On college campuses, in offices, in nice suburban homes, "Hate" is becoming popular among America's youth and young adults.
No, it's not a new gangsta rap song, death metal band or some nefarious right-wing group. "Hate" is an adult comic book chronicling the uncertain lives of a group of Seattle twentysomethings, the reluctant heirs to a world ravaged by junk bonds, the Reagan-Bush years, AIDS, crack and MTV.
They spend their days in dead-end jobs (if they work at all), knocking back Ballard Bitters (a popular Seattle beer), complaining about their lives and loves, and always dreaming of and scheming for something better, which remains teasingly beyond their grasp.
The serio-comic exploits of Buddy Bradley and his gang of paranoids, manic-depressives, potheads and fashion slaves, all trying to negotiate the ragged terrain of early adulthood, have struck a deep chord with their real-life counterparts. The quarterly is fast becoming one of the most popular alternative comics ever.
"What I used as a source of inspiration was everything that happened to me or to friends of mine during my early years of being out on my own, from my late teens to my early 20s," says "Hate" creator Peter Bagge, 36, who lives in Seattle.

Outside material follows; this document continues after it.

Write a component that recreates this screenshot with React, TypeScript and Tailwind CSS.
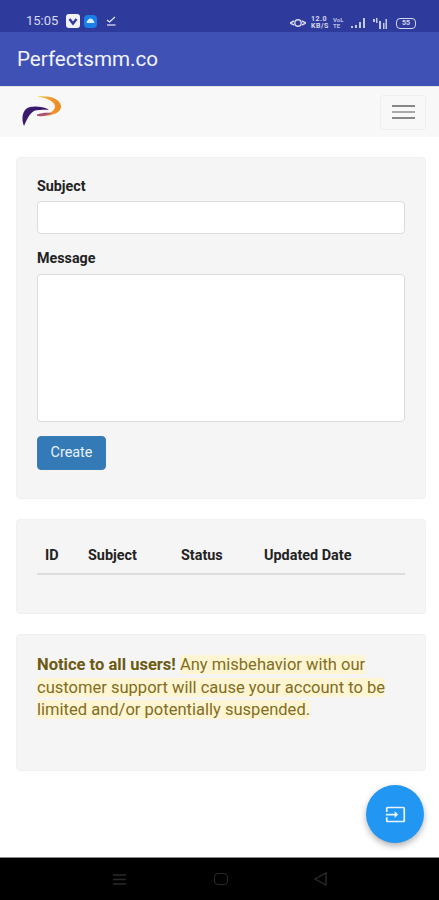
import { MdInput } from "react-icons/md";

function StatusBar() {
  return (
    <div className="flex h-8 shrink-0 items-end justify-between bg-[#2f3b9c] pb-[2px] pl-[26px] pr-[23px] text-white">
      <div className="flex items-center">
        <span className="text-[13px] leading-[18px] text-[#d5d9f0] font-['Roboto',sans-serif]">15:05</span>
        <svg className="ml-2" width="14" height="14" viewBox="0 0 14 14">
          <rect width="14" height="14" rx="3" fill="#f1f2fa" />
          <path d="M3.5 5 L7 9.5 L10.5 5" stroke="#2f3b9c" strokeWidth="2.4" fill="none" />
        </svg>
        <svg className="ml-[4px]" width="13" height="13" viewBox="0 0 13 13">
          <rect width="13" height="13" rx="4" fill="#1b7fe8" />
          <path d="M2.5 8 C3 5 5 3.5 6.5 3.5 C8 3.5 10 5 10.5 8 Z" fill="#dcecff" />
        </svg>
        <svg className="ml-[8px]" width="12" height="12" viewBox="0 0 12 12" fill="none" stroke="#e6e8f6" strokeWidth="1.2">
          <path d="M2 5 L4.5 7 L10 2" />
          <path d="M2 10 H10.5" />
        </svg>
      </div>
      <div className="flex items-center opacity-90">
        <svg width="16" height="12" viewBox="0 0 16 12" fill="none" stroke="#e6e8f6" strokeWidth="1.4">
          <path d="M0 6 L4 4 M0 6 L4 8 M16 6 L12 4 M16 6 L12 8" />
          <circle cx="8" cy="6" r="3.2" />
        </svg>
        <span className="ml-[5px] w-[18px] text-[7px] font-bold leading-[7px] tracking-[0.5px] text-[#e6e8f6] font-['Roboto',sans-serif]">
          12.0
          <br />
          KB/S
        </span>
        <span className="ml-[4px] w-[14px] text-[6px] font-bold leading-[6px] text-[#c9cdea] font-['Roboto',sans-serif]">
          VoL
          <br />
          TE
        </span>
        <svg className="ml-[4px]" width="14" height="10" viewBox="0 0 14 10" fill="#d5d9f0">
          <rect x="0" y="8" width="2" height="2" />
          <rect x="4" y="7" width="2" height="3" />
          <rect x="8" y="4" width="2" height="6" />
          <rect x="12" y="0" width="2" height="10" />
        </svg>
        <svg className="ml-[8px]" width="14" height="11" viewBox="0 0 14 11" fill="#d5d9f0">
          <rect x="0" y="1" width="2" height="3" />
          <rect x="3" y="0" width="1.5" height="5" />
          <rect x="6" y="3" width="2" height="8" />
          <rect x="10" y="5" width="1.5" height="6" />
          <rect x="12.5" y="1" width="1.5" height="10" />
        </svg>
        <div className="ml-[9px] flex h-[11px] w-[20px] items-center justify-center rounded-[4px] border border-[#e6e8f6] text-[7px] font-bold leading-none text-[#e6e8f6] font-['Roboto',sans-serif]">
          55
        </div>
      </div>
    </div>
  );
}

function Logo() {
  return (
    <svg width="42" height="34" viewBox="0 0 42 34">
      <defs>
        <linearGradient id="logoTail" x1="0" y1="0" x2="1" y2="0">
          <stop offset="0" stopColor="#f6d64a" />
          <stop offset="0.6" stopColor="#f0982a" />
          <stop offset="1" stopColor="#ec8a22" />
        </linearGradient>
      </defs>
      <path
        d="M16 1.5 C27 0 39 3 40 11 C40.5 18 30 22 15 21 C24 20 33 18 34 12 C34.5 7 27 3 16 1.5 Z"
        fill="url(#logoTail)"
      />
      <path
        d="M3 31 C0 24 1 14 9 12 C15 10.5 23 12 28 14.5 C22 15 16 14.5 13 16 C9 18 6 24 3 31 Z"
        fill="#3b1a6e"
      />
      <path d="M16 19.5 C20 18 25 17.5 31 18 C27 20.5 22 21.5 16 21 Z" fill="#b0507a" />
    </svg>
  );
}

export default function App() {
  return (
    <div className="relative flex h-[900px] w-[439px] flex-col overflow-hidden bg-white font-['Roboto',sans-serif] text-[#222]">
      <StatusBar />
      <div className="flex h-[54px] shrink-0 items-center bg-[#3f51b5] pl-[17px] text-[20.6px] text-[#f2f3fb]">
        Perfectsmm.co
      </div>
      <nav className="flex h-[51px] shrink-0 items-center justify-between border-t border-[#e3e3e3] bg-[#f8f8f8] pl-[21px] pr-[13px]">
        <Logo />
        <button className="flex h-[35px] w-[46px] flex-col items-center justify-center gap-[4px] rounded-[4px] border border-[#eeeeee]">
          <span className="h-[2px] w-[23px] bg-[#888]" />
          <span className="h-[2px] w-[23px] bg-[#aaa]" />
          <span className="h-[2px] w-[23px] bg-[#888]" />
        </button>
      </nav>

      <main className="flex flex-1 flex-col gap-5 pl-4 pr-[13px] pt-5">
        <section className="h-[342px] rounded-[4px] border border-[#f0f0f0] bg-[#f5f5f5] px-5 pt-[19px]">
          <label className="block text-[14.3px] font-bold leading-[18px]">Subject</label>
          <input className="mt-[6px] block h-[33px] w-full rounded-[4px] border border-[#dcdcdc] bg-white" />
          <label className="mt-[15px] block text-[14.3px] font-bold leading-[18px]">Message</label>
          <textarea className="mt-[7px] block h-[148px] w-full resize-none rounded-[4px] border border-[#dcdcdc] bg-white" />
          <button className="mt-[14px] h-[34px] w-[69px] rounded-[4px] border border-[#3a7db5] bg-[#337ab7] text-[14.4px] text-[#eaf2f9]">
            Create
          </button>
        </section>

        <section className="h-[95px] rounded-[4px] border border-[#f0f0f0] bg-[#f5f5f5] px-5 pt-[27px]">
          <div className="grid h-[28px] grid-cols-[43px_93px_83px_1fr] border-b-2 border-[#ddd] pl-2 text-[14.4px] font-bold leading-[18px]">
            <span>ID</span>
            <span>Subject</span>
            <span>Status</span>
            <span>Updated Date</span>
          </div>
        </section>

        <section className="h-[137px] rounded-[4px] border border-[#f0f0f0] bg-[#f5f5f5] px-5 pt-[19px] text-[16.55px] leading-[22.5px] text-[#7f6d22]">
          <p>
            <strong className="font-bold text-[#6d5a12]">Notice to all users!</strong>{" "}
            <span className="bg-[#fff5d2]">
              Any misbehavior with our customer support will cause your account to be limited and/or potentially suspended.
            </span>
          </p>
        </section>
      </main>

      <button className="absolute left-[366px] top-[785px] flex h-[58px] w-[58px] items-center justify-center rounded-full bg-[#2196f3] text-[#e8f4fe] shadow-[0_3px_6px_rgba(0,0,0,0.3)]">
        <MdInput size={21} />
      </button>

      <div className="flex h-[43px] shrink-0 items-center border-t border-[#888] bg-black">
        <svg className="ml-[113px]" width="13" height="13" viewBox="0 0 13 13" stroke="#2a2a2a" strokeWidth="1.4">
          <path d="M0 2 H13 M0 6.5 H13 M0 11 H13" />
        </svg>
        <div className="ml-[88px] h-[12px] w-[14px] rounded-[4px] border-[1.5px] border-[#2a2a2a]" />
        <svg className="ml-[85px]" width="14" height="14" viewBox="0 0 14 14" fill="none" stroke="#2a2a2a" strokeWidth="1.4">
          <path d="M13 1 V13 L2 7 Z" />
        </svg>
      </div>
    </div>
  );
}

"All that confirms to me is that people in their 20s never change," he says. "To me, its appeal is nostalgic. I'm still making fun of myself, since Buddy is a semi-autobiographical character, but I'm grateful for the fact that the so-called twentysomethings respond to it so well."
For some, the familiarity of the characters settles uncomfortably beneath the skin. Sean Gaskini, 23, who lives in Boston with two roommates, often sees himself in the pages of "Hate."
"I definitely relate," he says. "The problems with relationships and money, all that stuff in the book is cold reality for me and my friends."
The comic has become so popular that Colossal Pictures, the San Francisco-based company responsible for MTV's "Liquid Television" (the show that introduced the world to Beavis and Butt-head), is talking to Mr. Bagge about producing a full-length, animated movie for the big screen.
"Both this company and I want to do a movie so we wouldn't have to follow any guidelines even to get it on cable TV. They've been able to list right off the bat certain things that wouldn't fly on TV, things that are more in a politically correct vein," Mr. Bagge says.
He continues: "No characters could be shown smoking, you can't guzzle an alcoholic beverage. All of my characters do those things, and they seem like awfully absurd things to have to
compromise, so we'll see how it goes."
"Hate," which derived its name as a "reaction, maybe an $H overreaction" to Mr. Bagge's earlier comic book, "Neat Stuff," was created in 1990 and is published by Fantagraphics in Seattle. It sells about 25,000 copies, compared to less than 10,000 for most alternative comics.
Mr. Bagge classifies his comic as "cynical and nihilistic." Its anti-hero is Buddy Bradley, whom Mr. Bagge describes as a "bitter ne'er-do-well."
A transplant from New Jersey, Buddy gets by as best he can with a series of odd jobs. Buddy is "fairly intelligent," Mr. Bagge says, "but he doesn't use his intelligence to any constructive end."
"A lot of readers relate to Buddy for that reason," Mr. Bagge says. "Everyone has these real high hopes, and as time goes by they find themselves compromising because they don't have what it takes or they don't have the stomach to make the sacrifices or compromises to get ahead."
Buddy's "friends" -- and the term should be applied loosely -- include Leonard, still known as "Stinky" from his days of infrequent contactwith soap and water. He's the wiseacre of the lot, the kind of person, Mr. Bagge says, "you keep at arm's length, because if you get involved with them, they'll bring you down."
Buddy's love life alternates between Lisa, a manic-depressive who spends her days plopped in front of the television, and Valerie, who pushes Buddy to fulfill his potential.
The comic's only black character is George. Supported by a father he despises, George spends most of his time locked away in his room, reading and writing science fiction stories. He is repressed and paranoid.
"I made him black because there are a handful of guys I knew who fit that description who were also black. For whatever nTC reasons, they were very alienated from the black culture. They just didn't fit in," Mr. Bagge says. "I knew a number of guys like George when I was in art school."
With an equal number of male and female readers, Mr. Bagge receives hundreds of fan letters each month, many of which begin, "I'm ashamed to say it, but your characters remind me of myself."
"I think people read 'Hate' because, while there might be a surface gag to my work, there's always something running beneath the surface, something a little unsettling or something people would reflect on later," he says.